Following these developments the SRC director-general Prince Mupazviriho said he is currently seized with the matter and is officially writing to the Zimbabwe Football Association (Zifa) inviting them to write to their club licensing manager who will be tasked to write in detail that the stadia has been inspected and meets the required standards.

The government and well-wishers have had to play a leading role in the renovations of the stadia.
Before the local season was postponed as a result of the coronavirus pandemic, Zifa had advised the Premier Soccer League that none of the stadia in the capital were fit to host matches.

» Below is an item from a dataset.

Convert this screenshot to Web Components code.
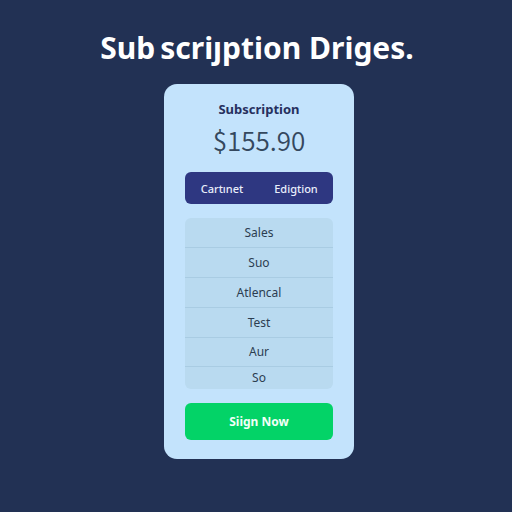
<!DOCTYPE html>
<html lang="en">
<head>
<meta charset="utf-8">
<title>Subscription</title>
<style>
html { height: 100%; }
body { margin: 0; min-height: 100%; background: #223154; font-family: "Noto Sans", "Open Sans", sans-serif; }
</style>
</head>
<body>
<subscription-page>
  <span slot="title">Sub&#8201;scriȷption Driges.</span>
  <price-card>
    <span slot="name">Subscription</span>
    <span slot="price">$155.90</span>
    <plan-toggle>
      <toggle-option>Cartınet</toggle-option>
      <toggle-option>Edigtion</toggle-option>
    </plan-toggle>
    <feature-list>
      <feature-row>Sales</feature-row>
      <feature-row>Suo</feature-row>
      <feature-row>Atlencal</feature-row>
      <feature-row>Test</feature-row>
      <feature-row compact>Aur</feature-row>
      <feature-row last>So</feature-row>
    </feature-list>
    <action-button>Siign Now</action-button>
  </price-card>
</subscription-page>
<script>
function define(name, markup) {
  const template = document.createElement("template");
  template.innerHTML = markup;
  customElements.define(name, class extends HTMLElement {
    constructor() {
      super();
      this.attachShadow({ mode: "open" }).append(template.content.cloneNode(true));
    }
  });
}

define("subscription-page", `
<style>
:host { display: flex; flex-direction: column; align-items: center; gap: 12px; padding: 24px 14px 48px 16px; }
h1 { margin: 0; color: #fff; font-size: 30px; line-height: 48px; font-weight: 700; text-align: center; }
main { width: 38%; min-width: 190px; padding-left: 4px; }
</style>
<h1><slot name="title"></slot></h1>
<main><slot></slot></main>`);

define("price-card", `
<style>
:host { display: flex; flex-direction: column; gap: 14px; box-sizing: border-box; padding: 16px 21px 19px; border-radius: 13px; background: #c3e3fc; }
header { text-align: center; }
h2 { margin: 0; color: #26305e; font-size: 13px; line-height: 18px; font-weight: 700; }
p { margin: 0; padding-top: 4px; color: #34485e; font: 350 26px/36px "Noto Sans CJK SC", "Open Sans", sans-serif; }
</style>
<header><h2><slot name="name"></slot></h2><p><slot name="price"></slot></p></header>
<slot></slot>`);

define("plan-toggle", `
<style>
:host { display: grid; grid-template-columns: 1fr 1fr; border-radius: 6px; background: #2e3781; overflow: hidden; }
</style>
<slot></slot>`);

define("toggle-option", `
<style>
:host { display: flex; }
button { flex: 1; border: 0; padding: 1px 0 0; background: none; color: #e9eefb; font: 500 11px/31px "Noto Sans", sans-serif; cursor: pointer; }
</style>
<button type="button"><slot></slot></button>`);

define("feature-list", `
<style>
:host { display: block; border-radius: 6px; background: #b9daf0; overflow: hidden; }
div { display: flex; flex-direction: column; }
</style>
<div role="list"><slot></slot></div>`);

define("feature-row", `
<style>
:host { display: block; border-bottom: 1px solid #a9cce3; color: #2c3d50; font-size: 12px; line-height: 29px; text-align: center; }
:host([compact]) { line-height: 28px; }
:host([last]) { border-bottom: 0; line-height: 22px; }
</style>
<div role="listitem"><slot></slot></div>`);

define("action-button", `
<style>
:host { display: flex; }
button { flex: 1; border: 0; border-radius: 6px; padding: 0; background: #03d367; color: #f2fff7; font: 700 12px/37px "Noto Sans", sans-serif; cursor: pointer; }
</style>
<button type="button"><slot></slot></button>`);
</script>
</body>
</html>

“He must have a mandate and satisfaction with what has been done vis-a-vis the requirements of Caf and Fifa and be sure and confident enough that the inspection has met all that was asked by the continental and international football boards,” Mupazviriho told the Daily News yesterday.

“If you look at the outline from Caf and Fifa everything has been done serve for the bucket seats, electronic ticketing and turnstiles. This however, is not because we are not working on it but we can’t import these things because of the pandemic that is currently ravaging the whole world.”

Mupazviriho said the coronavirus pandemic was not only peculiar to Zimbabwe, expressing confidence that Caf and Fifa would be able to understand their plight in case the deadline draws to a close before the completion of all the outstanding requirements.

“I don’t think it’s a losing battle if at all our situation was made difficult by the pandemic which disrupted even the tendering process which should have been done already by June or July. Initially we were targeting games that were set for November which have since been cancelled but we continue working with these targets in our planning,” he said.

“I’m extremely happy (with developments on the stadia so far) we are on the forefront of seeing and ensuring that things have been done properly and in accordance with the required standards.

“We don’t want to do an investment that can only last for a few years but we want to be able to construct the kind stadia that we can all be proud of for a very long time and serving multi-purpose.”

A source that requested anonymity however, said Zifa can only watch from a distance as they have nothing or too little to do at this stage.

“The procedure is that when all work has been done and stadiums brought to required levels, Zifa has to inspect and produce graphic granular evidence to prove to Caf beyond any reasonable doubt that work has been done.

“Caf will then send an inspection team to verify on their own,” the source commented.